UH Scientists' Findings from Research Utilizing Hox Genes in Squid Published in Nature

UH researchers discover difference in use of gene set may be key to diversity of animal life forms existing today

University of Hawaiʻi at Mānoa
Contact:
Heinz Gert de Couet, (808) 956-9367
Department of Zoology
Kristen Cabral, (808) 956-5039
Public Information Officer
Posted: Sep 17, 2003


University of Hawaiʻi at Mānoa and University of Houston researchers have for the first time discovered how squid develop some of their unique features. Their findings were recently reported in the journal Nature.

The first to examine an important set of genes called Hox genes in squid, UH scientists Patricia Lee, Mark Q. Martindale, Heinz Gert de Couet and University of Houston researcher Patrick Callaerts, found that this set of normally predictable genes present in animals, from flies to humans, is utilized in entirely different ways when it comes to squid. This finding is vastly different from the conventional view of the role of these genes in other animals. It gives scientists a key to understanding how an animal‘s body plan is shaped by evolution, and how the same set of genes, when used differently, may give rise to the diversity of life forms that are observed today.

The so-called Hox genes are a group of highly conserved genes that are normally involved in organizing the body into the regions of the head, thorax, and abdomen in almost all animals. Their role is to increase or decrease the activity of many other genes, effectively acting as a "master switch" in development. The researchers cloned these genes from the Hawaiian bobtail squid (Euprymna scolopes), which was used as a model organism in this study. Although squid, nautilus and octopus form a unique branch of the evolutionary tree, the Hox genes found in the bobtail squid are very similar to those in any other animal. However, when the researchers mapped these genes in squid embryos, they were surprised to find that they are involved in the development of the unique features that define a squid—the arm-like tentacles, the light organ, and in parts of the nervous system connected to unique light-sensing organs and the jet-propulsion system.

RESEARCH BACKGROUND:
All animals present today evolved from a common ancestor. One of the fundamental issues in evolutionary biology is explaining how the tremendous diversity of animals evolved from now extinct animals. For new animal body plans to appear, changes in their embryonic development must occur.

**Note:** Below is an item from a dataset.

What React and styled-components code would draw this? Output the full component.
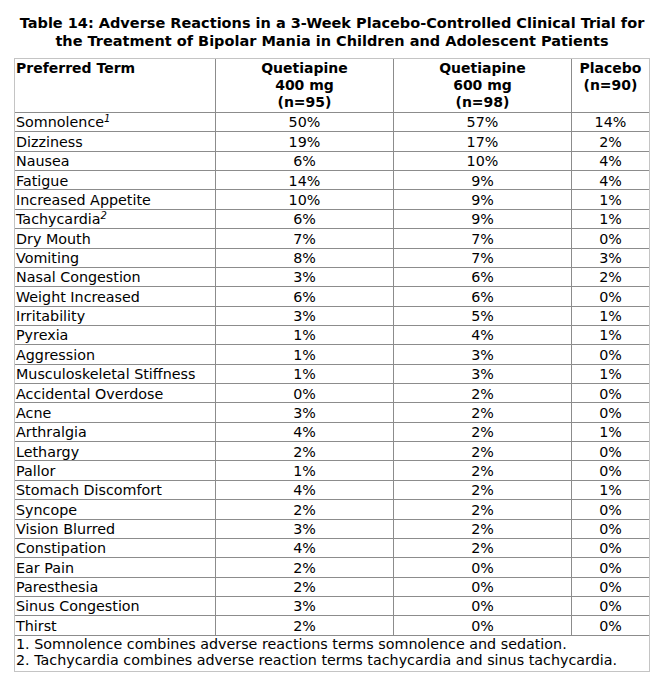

Using modern techniques, developmental biologists are now beginning to understand the molecular basis for these changes. While much of the molecular progress in developmental biology has been made on a few laboratory animal systems, the time is ripe for this information to be applied to understanding the origins of biological diversity.

Cephalopods (nautiluses, squids and octopuses) are diverse animals that possess a range of novel characters not found in their closely related sister groups (snails, clams, sea hares and their kin). Compelling evidence suggests that cephalopods, with their unique modes of jet propulsion, tentacles, ink glands, light organs, camera-like eyes, and profound cognitive abilities, evolved from a simple, opihi-like animal. To understand how this might have occurred, Lee et al. cloned a set of highly conserved genes (called Hox genes), that are normally involved in organizing body plans of animals ranging from flies to humans, from the local Hawaiian bobtail squid, Euprymna scolopes. They mapped the expression of these genes in the squid embryos, and their results indicate that Hox genes are involved in virtually all of the unique features that define cephalopods. The details of their results show that in cephalopods, and likely also in many other diverse invertebrate animals, these genes have been used in interesting and unpredictable ways that are not seen in vertebrates, such as mice and humans.

These results show that although "simple" animals like squids contain virtually all the same genes as humans, these genes are co-opted to give rise to evolutionary distinct structures. Further research of this sort at UH, taking advantage of the unique local fauna of Hawaiʻi, will reveal the ways that these genes, and gene networks, have been re-used during evolution to give rise to all the diverse animals around us.

This research was supported by federal grants from the National Science Foundation and a seed money award from the University Research Council of the University of Hawaiʻi.